> [Data block]
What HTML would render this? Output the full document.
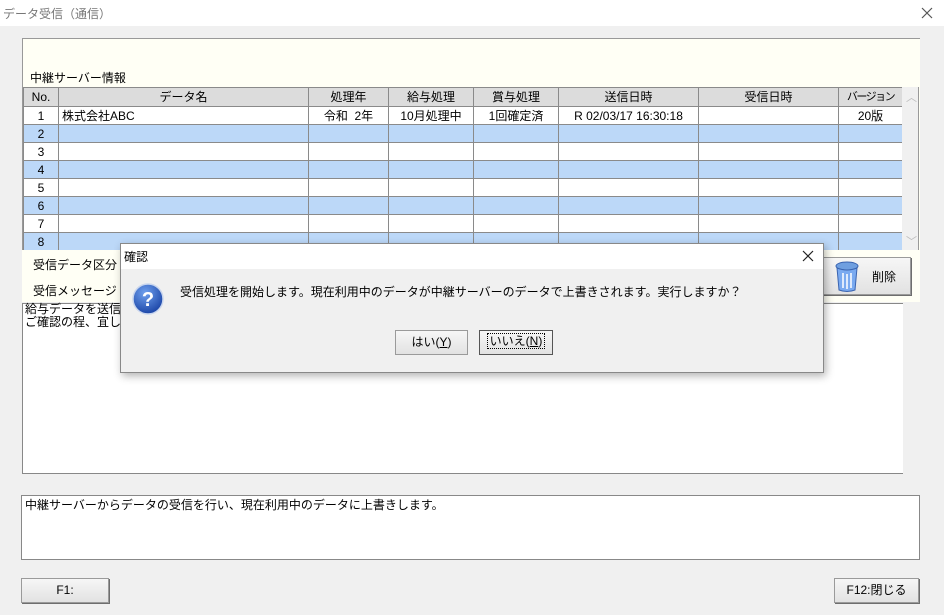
<!DOCTYPE html>
<html><head><meta charset="utf-8"><style>
*{margin:0;padding:0;box-sizing:border-box}
body{width:944px;height:615px;background:#f0f0f0;position:relative;overflow:hidden;font-family:"Liberation Sans","Noto Sans CJK JP",sans-serif;font-size:12px;color:#000}
.a{position:absolute;white-space:nowrap}
table{border-collapse:collapse;position:absolute;left:23px;top:87px;table-layout:fixed}
td{border:1px solid #8a8a8a;height:18px;font-size:12px;line-height:16px;padding:0 3px;overflow:hidden;white-space:nowrap;background:#fff}
tr.h td{background:#dcdcdc;text-align:center;height:19px}
tr.b td{background:#bcd8f8}
.c{text-align:center}
.btn{position:absolute;background:linear-gradient(#f6f6f6,#e2e2e2);border:1px solid #9a9a9a;box-shadow:1px 1px 0 #6e6e6e;text-align:center}
</style></head><body>
<div class="a" style="left:0;top:0;width:944px;height:26px;background:#fff"></div>
<div class="a" style="left:3px;top:5px;color:#777">データ受信（通信）</div>
<svg class="a" style="left:921px;top:7px" width="12" height="12"><path d="M1 1L11 11M11 1L1 11" stroke="#555" stroke-width="1.2"/></svg>

<div class="a" style="left:22px;top:38px;width:898px;height:212px;background:#fffff5;border-top:1px solid #999;border-left:1px solid #999"></div>
<div class="a" style="left:30px;top:69px">中継サーバー情報</div>
<table>
<colgroup><col style="width:35px"><col style="width:250px"><col style="width:80px"><col style="width:85px"><col style="width:85px"><col style="width:140px"><col style="width:140px"><col style="width:64px"></colgroup>
<tr class="h"><td>No.</td><td>データ名</td><td>処理年</td><td>給与処理</td><td>賞与処理</td><td>送信日時</td><td>受信日時</td><td style="padding:0;letter-spacing:-1.5px;font-size:11px">バージョン</td></tr>
<tr><td class="c">1</td><td>株式会社ABC</td><td class="c">令和&nbsp; 2年</td><td class="c">10月処理中</td><td class="c">1回確定済</td><td class="c">R 02/03/17 16:30:18</td><td></td><td class="c">20版</td></tr>
<tr class="b"><td class="c">2</td><td></td><td></td><td></td><td></td><td></td><td></td><td></td></tr>
<tr><td class="c">3</td><td></td><td></td><td></td><td></td><td></td><td></td><td></td></tr>
<tr class="b"><td class="c">4</td><td></td><td></td><td></td><td></td><td></td><td></td><td></td></tr>
<tr><td class="c">5</td><td></td><td></td><td></td><td></td><td></td><td></td><td></td></tr>
<tr class="b"><td class="c">6</td><td></td><td></td><td></td><td></td><td></td><td></td><td></td></tr>
<tr><td class="c">7</td><td></td><td></td><td></td><td></td><td></td><td></td><td></td></tr>
<tr class="b"><td class="c">8</td><td></td><td></td><td></td><td></td><td></td><td></td><td></td></tr>
</table>
<div class="a" style="left:902px;top:87px;width:17px;height:163px;background:#f0f0f0;border-right:1px solid #999"></div>
<div class="a" style="left:906px;top:89px;color:#bbb;font-size:11px">︿</div>
<div class="a" style="left:906px;top:233px;color:#bbb;font-size:11px">﹀</div>
<div class="a" style="left:22px;top:250px;width:898px;height:52px;background:#fffff5"></div>
<div class="a" style="left:33px;top:256px">受信データ区分</div>
<div class="a" style="left:33px;top:282px">受信メッセージ</div>
<div class="btn" style="left:822px;top:257px;width:89px;height:38px"></div>
<svg class="a" style="left:834px;top:261px" width="26" height="32"><ellipse cx="13" cy="5" rx="11" ry="4" fill="#6f9fe0" stroke="#3a64b0"/><path d="M3 7L5 29Q13 32 21 29L23 7Q13 11 3 7Z" fill="#7aaaf0" stroke="#3a64b0"/><path d="M9 12V27M13 13V28M17 12V27" stroke="#fff" stroke-width="1.5"/></svg>
<div class="a" style="left:872px;top:268px">削除</div>
<div class="a" style="left:22px;top:303px;width:882px;height:171px;background:#fff;border:1px solid #888"></div>
<div class="a" style="left:903px;top:303px;width:16px;height:171px;background:#f0f0f0"></div>
<div class="a" style="left:25px;top:303px;line-height:13px">給与データを送信<br>ご確認の程、宜し</div>
<div class="a" style="left:21px;top:495px;width:899px;height:65px;background:#fff;border:1px solid #888"></div>
<div class="a" style="left:25px;top:496px">中継サーバーからデータの受信を行い、現在利用中のデータに上書きします。</div>
<div class="btn" style="left:21px;top:578px;width:88px;height:25px;line-height:23px">F1:</div>
<div class="btn" style="left:834px;top:578px;width:85px;height:25px;line-height:23px">F12:閉じる</div>

<div class="a" style="left:120px;top:243px;width:704px;height:130px;background:#f0f0f0;border:1px solid #888;box-shadow:2px 3px 8px rgba(0,0,0,.3)"></div>
<div class="a" style="left:121px;top:244px;width:702px;height:25px;background:#fff"></div>
<div class="a" style="left:124px;top:248px">確認</div>
<svg class="a" style="left:802px;top:250px" width="12" height="12"><path d="M1 1L11 11M11 1L1 11" stroke="#222" stroke-width="1.2"/></svg>
<svg class="a" style="left:132px;top:283px" width="34" height="34"><defs><radialGradient id="g" cx="40%" cy="30%" r="70%"><stop offset="0" stop-color="#6fa0ee"/><stop offset="1" stop-color="#1d47a8"/></radialGradient></defs><circle cx="16" cy="16" r="15" fill="url(#g)" stroke="#c9d6ee" stroke-width="1.5"/><text x="16" y="23" font-size="20" font-weight="bold" fill="#fff" text-anchor="middle" font-family="Liberation Sans">?</text></svg>
<div class="a" style="left:180px;top:283px">受信処理を開始します。現在利用中のデータが中継サーバーのデータで上書きされます。実行しますか？</div>
<div class="btn" style="left:395px;top:330px;width:73px;height:25px;line-height:23px;box-shadow:none">はい(<u>Y</u>)</div>
<div class="btn" style="left:479px;top:330px;width:74px;height:25px;line-height:21px;border:1px solid #555;box-shadow:none"><span style="outline:1px dotted #000;padding:0 2px">いいえ(<u>N</u>)</span></div>
</body></html>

> [What you need to do] Copy out all the data without changing anything, and drop the pictures.

> [Task result]
What HTML would render this? Output the full document.
<!DOCTYPE html>
<html><head><meta charset="utf-8"><style>
*{margin:0;padding:0;box-sizing:border-box}
body{width:944px;height:615px;background:#f0f0f0;position:relative;overflow:hidden;font-family:"Liberation Sans","Noto Sans CJK JP",sans-serif;font-size:12px;color:#000}
.a{position:absolute;white-space:nowrap}
table{border-collapse:collapse;position:absolute;left:23px;top:87px;table-layout:fixed}
td{border:1px solid #8a8a8a;height:18px;font-size:12px;line-height:16px;padding:0 3px;overflow:hidden;white-space:nowrap;background:#fff}
tr.h td{background:#dcdcdc;text-align:center;height:19px}
tr.b td{background:#bcd8f8}
.c{text-align:center}
.btn{position:absolute;background:linear-gradient(#f6f6f6,#e2e2e2);border:1px solid #9a9a9a;box-shadow:1px 1px 0 #6e6e6e;text-align:center}
</style></head><body>
<div class="a" style="left:0;top:0;width:944px;height:26px;background:#fff"></div>
<div class="a" style="left:3px;top:5px;color:#777">データ受信（通信）</div>
<svg class="a" style="left:921px;top:7px" width="12" height="12"><path d="M1 1L11 11M11 1L1 11" stroke="#555" stroke-width="1.2"/></svg>

<div class="a" style="left:22px;top:38px;width:898px;height:212px;background:#fffff5;border-top:1px solid #999;border-left:1px solid #999"></div>
<div class="a" style="left:30px;top:69px">中継サーバー情報</div>
<table>
<colgroup><col style="width:35px"><col style="width:250px"><col style="width:80px"><col style="width:85px"><col style="width:85px"><col style="width:140px"><col style="width:140px"><col style="width:64px"></colgroup>
<tr class="h"><td>No.</td><td>データ名</td><td>処理年</td><td>給与処理</td><td>賞与処理</td><td>送信日時</td><td>受信日時</td><td style="padding:0;letter-spacing:-1.5px;font-size:11px">バージョン</td></tr>
<tr><td class="c">1</td><td>株式会社ABC</td><td class="c">令和&nbsp; 2年</td><td class="c">10月処理中</td><td class="c">1回確定済</td><td class="c">R 02/03/17 16:30:18</td><td></td><td class="c">20版</td></tr>
<tr class="b"><td class="c">2</td><td></td><td></td><td></td><td></td><td></td><td></td><td></td></tr>
<tr><td class="c">3</td><td></td><td></td><td></td><td></td><td></td><td></td><td></td></tr>
<tr class="b"><td class="c">4</td><td></td><td></td><td></td><td></td><td></td><td></td><td></td></tr>
<tr><td class="c">5</td><td></td><td></td><td></td><td></td><td></td><td></td><td></td></tr>
<tr class="b"><td class="c">6</td><td></td><td></td><td></td><td></td><td></td><td></td><td></td></tr>
<tr><td class="c">7</td><td></td><td></td><td></td><td></td><td></td><td></td><td></td></tr>
<tr class="b"><td class="c">8</td><td></td><td></td><td></td><td></td><td></td><td></td><td></td></tr>
</table>
<div class="a" style="left:902px;top:87px;width:17px;height:163px;background:#f0f0f0;border-right:1px solid #999"></div>
<div class="a" style="left:906px;top:89px;color:#bbb;font-size:11px">︿</div>
<div class="a" style="left:906px;top:233px;color:#bbb;font-size:11px">﹀</div>
<div class="a" style="left:22px;top:250px;width:898px;height:52px;background:#fffff5"></div>
<div class="a" style="left:33px;top:256px">受信データ区分</div>
<div class="a" style="left:33px;top:282px">受信メッセージ</div>
<div class="btn" style="left:822px;top:257px;width:89px;height:38px"></div>
<svg class="a" style="left:834px;top:261px" width="26" height="32"><ellipse cx="13" cy="5" rx="11" ry="4" fill="#6f9fe0" stroke="#3a64b0"/><path d="M3 7L5 29Q13 32 21 29L23 7Q13 11 3 7Z" fill="#7aaaf0" stroke="#3a64b0"/><path d="M9 12V27M13 13V28M17 12V27" stroke="#fff" stroke-width="1.5"/></svg>
<div class="a" style="left:872px;top:268px">削除</div>
<div class="a" style="left:22px;top:303px;width:882px;height:171px;background:#fff;border:1px solid #888"></div>
<div class="a" style="left:903px;top:303px;width:16px;height:171px;background:#f0f0f0"></div>
<div class="a" style="left:25px;top:303px;line-height:13px">給与データを送信<br>ご確認の程、宜し</div>
<div class="a" style="left:21px;top:495px;width:899px;height:65px;background:#fff;border:1px solid #888"></div>
<div class="a" style="left:25px;top:496px">中継サーバーからデータの受信を行い、現在利用中のデータに上書きします。</div>
<div class="btn" style="left:21px;top:578px;width:88px;height:25px;line-height:23px">F1:</div>
<div class="btn" style="left:834px;top:578px;width:85px;height:25px;line-height:23px">F12:閉じる</div>

<div class="a" style="left:120px;top:243px;width:704px;height:130px;background:#f0f0f0;border:1px solid #888;box-shadow:2px 3px 8px rgba(0,0,0,.3)"></div>
<div class="a" style="left:121px;top:244px;width:702px;height:25px;background:#fff"></div>
<div class="a" style="left:124px;top:248px">確認</div>
<svg class="a" style="left:802px;top:250px" width="12" height="12"><path d="M1 1L11 11M11 1L1 11" stroke="#222" stroke-width="1.2"/></svg>
<svg class="a" style="left:132px;top:283px" width="34" height="34"><defs><radialGradient id="g" cx="40%" cy="30%" r="70%"><stop offset="0" stop-color="#6fa0ee"/><stop offset="1" stop-color="#1d47a8"/></radialGradient></defs><circle cx="16" cy="16" r="15" fill="url(#g)" stroke="#c9d6ee" stroke-width="1.5"/><text x="16" y="23" font-size="20" font-weight="bold" fill="#fff" text-anchor="middle" font-family="Liberation Sans">?</text></svg>
<div class="a" style="left:180px;top:283px">受信処理を開始します。現在利用中のデータが中継サーバーのデータで上書きされます。実行しますか？</div>
<div class="btn" style="left:395px;top:330px;width:73px;height:25px;line-height:23px;box-shadow:none">はい(<u>Y</u>)</div>
<div class="btn" style="left:479px;top:330px;width:74px;height:25px;line-height:21px;border:1px solid #555;box-shadow:none"><span style="outline:1px dotted #000;padding:0 2px">いいえ(<u>N</u>)</span></div>
</body></html>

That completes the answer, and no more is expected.